Each summer, when the southwesterly monsoons blew across the Indian Ocean, Roman ships set sail from Egyptian ports like Berenice and Myos Hormos. Navigators followed the seasonal winds, guided by the Periplus of the Erythraean Sea—a Greek maritime handbook that mapped out the route to India. With favorable winds, the journey to Muziris—a bustling Tamil port, likely near modern-day Kerala—could take just over forty days.

There, the ships would anchor off the coast, greeted by traders, port officials, and tax collectors. Cargoes of Roman wine, coral, glassware, and gold coins were exchanged for Indian goods: black pepper by the ton, sandalwood, fine textiles, elephant tusks, and the most coveted item of all—pearls. The pearl fisheries of the Gulf of Mannar, between southern India and Sri Lanka, were legendary even in ancient times. Divers plunged into the sea with little more than a nose clip and a weighted stone, surfacing with oysters that might contain a pearl worth a year’s wages.

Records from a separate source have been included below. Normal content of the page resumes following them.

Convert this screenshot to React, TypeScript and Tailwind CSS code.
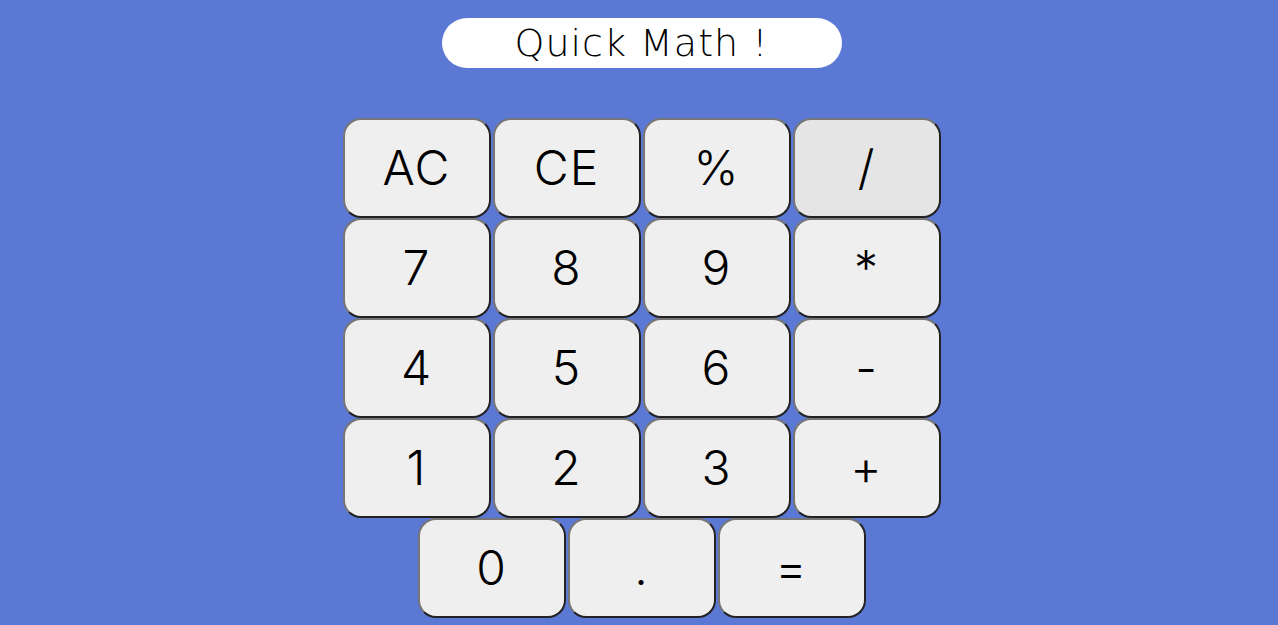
import React from "react";

const keys = ["AC", "CE", "%", "/", "7", "8", "9", "*", "4", "5", "6", "-", "1", "2", "3", "+", "0", ".", "="];

export default function App() {
  return (
    <div className="min-h-[625px] w-full bg-[#5b79d4] flex flex-col items-center pl-[5px]">
      <div
        className="mt-[18px] w-[400px] h-[50px] rounded-full bg-white flex items-center justify-center text-[38px] font-extralight tracking-[1px] text-black"
        style={{ fontFamily: '"DejaVu Sans", sans-serif' }}
      >
        Quick Math !
      </div>
      <div className="mt-[50px] w-[600px] flex flex-wrap justify-center gap-x-[2px]">
        {keys.map((k) => (
          <button
            key={k}
            className={`w-[148px] h-[100px] rounded-[18px] border-2 border-t-[#767676] border-l-[#767676] border-b-[#222222] border-r-[#222222] flex items-center justify-center text-[48px] font-light tracking-[1px] text-black ${
              k === "/" ? "bg-[#e5e5e5]" : "bg-[#efefef]"
            }`}
            style={{ fontFamily: '"Inter", sans-serif' }}
          >
            {k}
          </button>
        ))}
      </div>
    </div>
  );
}
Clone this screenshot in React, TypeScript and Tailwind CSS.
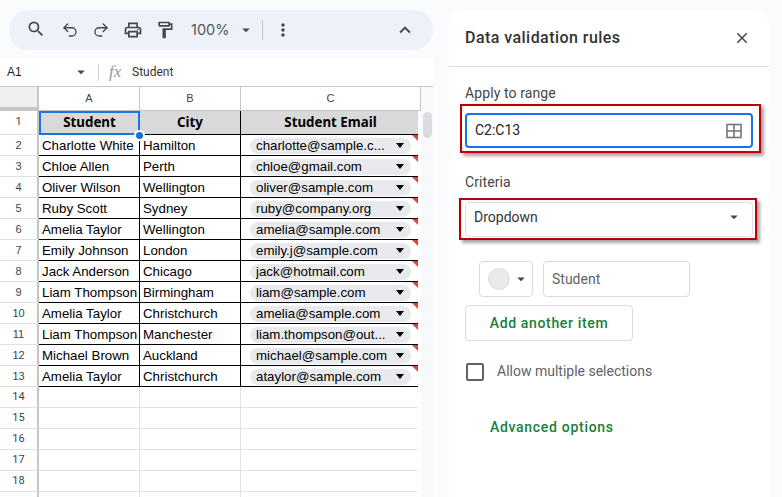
import React from "react";
import { MdSearch, MdOutlinePrint, MdOutlineFormatPaint, MdMoreVert, MdExpandLess, MdClose, MdArrowDropDown } from "react-icons/md";
import { Undo2, Redo2 } from "lucide-react";

const rows: [string, string, string][] = [
  ["Charlotte White", "Hamilton", "charlotte@sample.c..."],
  ["Chloe Allen", "Perth", "chloe@gmail.com"],
  ["Oliver Wilson", "Wellington", "oliver@sample.com"],
  ["Ruby Scott", "Sydney", "ruby@company.org"],
  ["Amelia Taylor", "Wellington", "amelia@sample.com"],
  ["Emily Johnson", "London", "emily.j@sample.com"],
  ["Jack Anderson", "Chicago", "jack@hotmail.com"],
  ["Liam Thompson", "Birmingham", "liam@sample.com"],
  ["Amelia Taylor", "Christchurch", "amelia@sample.com"],
  ["Liam Thompson", "Manchester", "liam.thompson@out..."],
  ["Michael Brown", "Auckland", "michael@sample.com"],
  ["Amelia Taylor", "Christchurch", "ataylor@sample.com"],
];

function RowNum({ n }: { n?: number }) {
  return (
    <div className="w-[39px] shrink-0 flex items-center justify-center text-[11px] text-[#444] border-r-2 border-r-[#c4c7c5] border-b border-b-[#e1e1e1]">
      {n}
    </div>
  );
}

export default function App() {
  return (
    <div className="w-[782px] h-[497px] overflow-hidden bg-[#f9fbfd] flex font-['Roboto',sans-serif]">
      <div className="w-[433px] shrink-0 flex flex-col">
        <div className="ml-[9px] mt-[10px] h-[40px] rounded-[20px] bg-[#edf2fa] flex items-center text-[#444746]">
          <MdSearch className="ml-[17px] text-[20px] -mt-[3px]" />
          <Undo2 className="ml-[15px] w-[18px] h-[18px]" strokeWidth={1.75} />
          <Redo2 className="ml-[13px] w-[18px] h-[18px]" strokeWidth={1.75} />
          <MdOutlinePrint className="ml-[13px] text-[20px]" />
          <MdOutlineFormatPaint className="ml-[12px] text-[20px] -mt-[1px]" />
          <span className="ml-[16px] text-[14.5px] text-[#555] font-['Inter',sans-serif] w-[38px]">100%</span>
          <MdArrowDropDown className="ml-[8px] text-[18px]" />
          <div className="ml-[7px] w-px h-[20px] bg-[#c7c7c7]" />
          <MdMoreVert className="ml-[10px] text-[20px]" />
          <MdExpandLess className="ml-auto mr-[17px] text-[22px]" />
        </div>

        <div className="mt-[8px] bg-white flex-1 flex flex-col min-h-0 overflow-hidden">
          <div className="h-[29px] shrink-0 flex items-center border-b border-[#c4c7c5] text-[12px] text-[#222] font-['Liberation_Sans',sans-serif]">
            <span className="ml-[7px] w-[65px]">A1</span>
            <MdArrowDropDown className="text-[#444] text-[18px]" />
            <div className="ml-[8px] w-px h-[17px] bg-[#d0d0d0]" />
            <span className="ml-[10px] w-[23px] font-['Liberation_Serif',serif] italic text-[17px] text-[#999]">fx</span>
            <span className="text-[#333] font-['Roboto',sans-serif]">Student</span>
          </div>

          <div className="flex h-[24px] shrink-0 text-[11px] text-[#444] font-['Liberation_Sans',sans-serif]">
            <div className="w-[39px] shrink-0 bg-[#f0f0f0] border-r-2 border-r-[#c4c7c5] border-b-4 border-b-[#c4c7c5] border-t-0" />
            {(["w-[101px]", "w-[101px]", "w-[180px]"] as const).map((w, i) => (
              <div key={i} className={`${w} shrink-0 flex items-center justify-center border-r border-[#c4c7c5] border-b border-b-[#c4c7c5]`}>
                {"ABC"[i]}
              </div>
            ))}
            <div className="flex-1 bg-[#f8f9fa]" />
          </div>

          <div className="flex flex-1 min-h-0">
            <div className="w-[421px] shrink-0 flex flex-col overflow-hidden border-r-[3px] border-r-transparent">
              <div className="flex h-[24px] shrink-0 relative">
                <RowNum n={1} />
                <div className="w-[101px] shrink-0 bg-[#d9d9d9] border-2 border-[#1a73e8] flex items-center justify-center font-['Noto_Sans',sans-serif] font-bold text-[13.3px] text-black">Student</div>
                <div className="w-[101px] shrink-0 bg-[#d9d9d9] border-r border-r-black border-b border-b-black pt-[1px] flex items-center justify-center font-['Noto_Sans',sans-serif] font-bold text-[13.3px] text-black">City</div>
                <div className="w-[180px] shrink-0 bg-[#d9d9d9] border-r border-r-black border-b border-b-black pt-[1px] flex items-center justify-center font-['Noto_Sans',sans-serif] font-bold text-[13.3px] text-black">Student Email</div>
                <div className="absolute left-[134px] top-[19px] w-[11px] h-[11px] rounded-full bg-[#1a6fd0] border-2 border-white z-10" />
              </div>
              {rows.map((r, i) => (
                <div key={i} className="flex h-[21px] shrink-0 font-['Liberation_Sans',sans-serif] text-[13.3px] text-black">
                  <RowNum n={i + 2} />
                  <div className="w-[101px] shrink-0 border-r border-r-black border-b border-b-black pl-[3px] pt-[1px] flex items-center whitespace-nowrap overflow-hidden">{r[0]}</div>
                  <div className="w-[101px] shrink-0 border-r border-r-black border-b border-b-black pl-[3px] pt-[1px] flex items-center whitespace-nowrap overflow-hidden">{r[1]}</div>
                  <div className="w-[180px] shrink-0 relative border-r border-r-black border-b border-b-black pt-[1px] flex items-center">
                    <div className="ml-[9px] w-[161px] h-[16px] rounded-full bg-[#e8eaed] flex items-center pl-[6px] whitespace-nowrap overflow-hidden">
                      <span className="w-[136px] overflow-hidden">{r[2]}</span>
                      <span className="ml-[4px] w-0 h-0 border-x-[4px] border-x-transparent border-t-[5px] border-t-black" />
                    </div>
                    <span className="absolute right-0 top-0 w-0 h-0 border-l-[8px] border-l-transparent border-t-[8px] border-t-[#ea4335]" />
                  </div>
                </div>
              ))}
              {[14, 15, 16, 17, 18, undefined].map((n, i) => (
                <div key={i} className="flex h-[21px] shrink-0">
                  <RowNum n={n} />
                  <div className="w-[101px] shrink-0 border-r border-b border-[#e1e1e1]" />
                  <div className="w-[101px] shrink-0 border-r border-b border-[#e1e1e1]" />
                  <div className="w-[180px] shrink-0 border-r-2 border-b border-[#e1e1e1]" />
                </div>
              ))}
            </div>
            <div className="flex-1 bg-[#f8f9fa] pt-[1px] flex justify-center">
              <div className="w-[9px] h-[26px] rounded-full bg-[#dadce0]" />
            </div>
          </div>
        </div>
      </div>

      <div className="ml-[16px] mt-[10px] w-[320px] bg-white rounded-t-[16px] flex flex-col">
        <div className="h-[57px] shrink-0 border-b border-[#dadce0] flex items-center pl-[16px] pr-[18px]">
          <span className="text-[16px] font-medium text-[#333] tracking-[0.45px]">Data validation rules</span>
          <MdClose className="ml-auto text-[18px] text-[#444746]" />
        </div>

        <div className="mt-[17px] ml-[16px] text-[14px] leading-[18px] text-[#444746] tracking-[0.1px]">Apply to range</div>
        <div className="mt-[2px] ml-[11px] w-[301px] h-[49px] border-[2px] border-[#c00000] shadow-[3px_3px_3px_rgba(0,0,0,0.35)] pl-[3px] pt-[7px]">
          <div className="w-[288px] h-[35px] rounded-[4px] border-2 border-[#1a73e8] flex items-center pl-[8px] pr-[9px] text-[14px] text-[#222]">
            <span>C2:C13</span>
            <svg viewBox="0 0 16 16" className="ml-auto w-[16px] h-[16px]" fill="none" stroke="#777" strokeWidth="1.6">
              <rect x="1" y="1.5" width="14" height="13" />
              <path d="M8 1.5v13M1 8h14" />
            </svg>
          </div>
        </div>

        <div className="mt-[20px] ml-[16px] text-[14px] leading-[18px] text-[#444746] tracking-[0.1px]">Criteria</div>
        <div className="mt-[7px] ml-[10px] w-[298px] h-[42px] border-[2px] border-[#c00000] shadow-[3px_3px_3px_rgba(0,0,0,0.35)] pl-[4px] pt-[2px]">
          <div className="w-[288px] h-[35px] rounded-[4px] border border-[#dadce0] flex items-center pl-[8px] pr-[9px] pb-[5px] text-[14px] text-[#333]">
            <span>Dropdown</span>
            <MdArrowDropDown className="ml-auto text-[18px] text-[#444746]" />
          </div>
        </div>

        <div className="mt-[21px] ml-[30px] flex gap-[10px]">
          <div className="w-[54px] h-[36px] rounded-[4px] border border-[#dadce0] flex items-center pl-[8px]">
            <div className="w-[22px] h-[22px] rounded-full bg-[#e8eaed] border border-[#dadce0]" />
            <MdArrowDropDown className="ml-[2px] text-[18px] text-[#444746]" />
          </div>
          <div className="w-[147px] h-[36px] rounded-[4px] border border-[#dadce0] flex items-center pl-[8px] text-[14px] text-[#5f6368]">Student</div>
        </div>

        <div className="mt-[8px] ml-[16px] w-[168px] h-[36px] rounded-[4px] border border-[#dadce0] flex items-center justify-center text-[14px] font-medium text-[#188038] tracking-[0.65px]">Add another item</div>

        <div className="mt-[20px] ml-[17px] flex items-center gap-[13px]">
          <div className="w-[18px] h-[18px] rounded-[2px] border-2 border-[#5f6368]" />
          <span className="text-[14px] text-[#5f6368]">Allow multiple selections</span>
        </div>

        <div className="mt-[35px] ml-[41px] text-[14px] font-medium text-[#188038] tracking-[0.7px]">Advanced options</div>
      </div>
    </div>
  );
}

The Roman appetite for these luxuries was insatiable—and expensive. Roman coins, stamped with the images of emperors from Augustus to Nero, have been unearthed in hoards across Tamil Nadu. Pliny the Elder, writing in the 1st century CE, grumbled that India was draining the Roman treasury: “India, China, and Arabia take one hundred million sesterces from our empire every year. That is what our luxuries and women cost us.”

But it wasn’t just Rome that was transformed. The trade left a deep imprint on Tamil society, culture, and economy. The influx of gold spurred local craftsmanship. Tamil artisans mastered the working of fine jewelry, stone carving, and textile weaving. Urban centers grew rich on trade taxes. Ports like Muziris and Kaveripattinam became cosmopolitan hubs, where Tamil, Greek, Latin, and Aramaic might all be heard in the same marketplace.

Archaeology confirms what ancient texts suggest. At Pattanam, a site near modern-day Kodungallur and widely identified with Muziris, excavators have uncovered Roman amphorae, Mediterranean glass, and even a Roman-style intaglio ring. At Alagankulam and Korkai, shards of Roman pottery lie scattered among Tamil artifacts. The Roman connection is not a legend—it’s etched in clay and stone.

This trade was not just economic—it was cultural. Alongside goods, ideas traveled too. Roman art influenced Tamil temple sculpture. Stories filtered across cultures. Even religion may have followed these maritime paths; early Christian communities appeared in Kerala, claiming origins from travelers who followed the same sea lanes as the Roman merchants.

And yet, like all golden ages, this too dimmed.

By the third century CE, the Roman Empire began to fray. Internal turmoil, inflation, invasions, and a tightening of eastern trade routes weakened the once-steady stream of ships to India. The volume of Roman coin hoards in Tamil lands drops dramatically after this period. Trade did not vanish, but it slowed—and it changed.

Other powers would rise—Islamic caliphates, Chinese dynasties, European empires—but the memory of the first great Indo-Roman exchange lingered in Tamil lore and legacy.

Pepper, that humble spice once measured in Roman silver, continued to shape the destiny of the region. For centuries, the Western world would chase its flavor—from Venetian merchants to Portuguese explorers—all following the same winds that once carried Roman ships to Tamil shores.

Today, the story of the Roman-Tamil trade is pieced together from coins, texts, pottery, and legend. It speaks of a world more connected than we imagine, of sailors who crossed seas for flavor and fortune, and of how a small black seed—pepper—once bound empires together.